Das ist ein altert Topos, der immer wieder ins Textfeld geführt wird. Die Frage ist: Stimmt er? Und was sind seine Implikationen? Ich würde mal behaupten: Dieser Topos verstellt uns den Blick auf Literatur mehr als er ihn schärft. Nehmen wir einfach mal Flaubert, der mindestens ebenso große und lebenssatte Romane wie Dickens schrieb. Flaubert erklärte: “Ich muß kein Ei in der Pfanne gewesen sein, um ein Ei in der Pfanne beschreiben zu können.”
Oder denken wir an Immanuel Kant, der nie aus Königsberg raus kam, aber sich unglaublich viele Informationen über die Welt geben ließ von den Seeleuten, die er regelmäig zum Gespräch traf und deren Wissen er in seinen Texten verarbeitete
Andersherum: Was bringt uns die Erfahrungswelt bzw. der Glaube, man müsse das, was man beschreibt, auch erlebt haben?
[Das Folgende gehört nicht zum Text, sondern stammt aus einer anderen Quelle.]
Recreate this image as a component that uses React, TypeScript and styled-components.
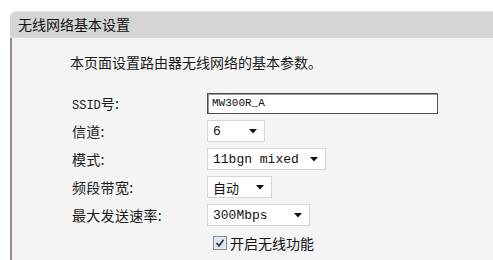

Sie bringt uns eine ausgeleierte Authentizitätsprosa. Migranten schreiben migrantische Geschichten, Politjournalisten Romane über den politischen Hauptstadtbetrieb etc.pp. Wer will das lesen? Viele, ich weiß. Aber das beantwortet nicht die Frage nach dem Sinn oder Unsinn des Topos vom Erleben und Erzählen. Es gibt nicht wenige Autoren, die halten sich fern von den Dingen über die sie schreiben. Mal ganz zu schweigen von jenen, die historische Romane verfassen. Die haben Archive, Quellen, Literatur, gewiss, aber erlebt haben sie die Zeit, über die sie schreiben, meist nicht. Manchmal ist der Erfahrungsmangel die größte Beflügelung der Phantasie.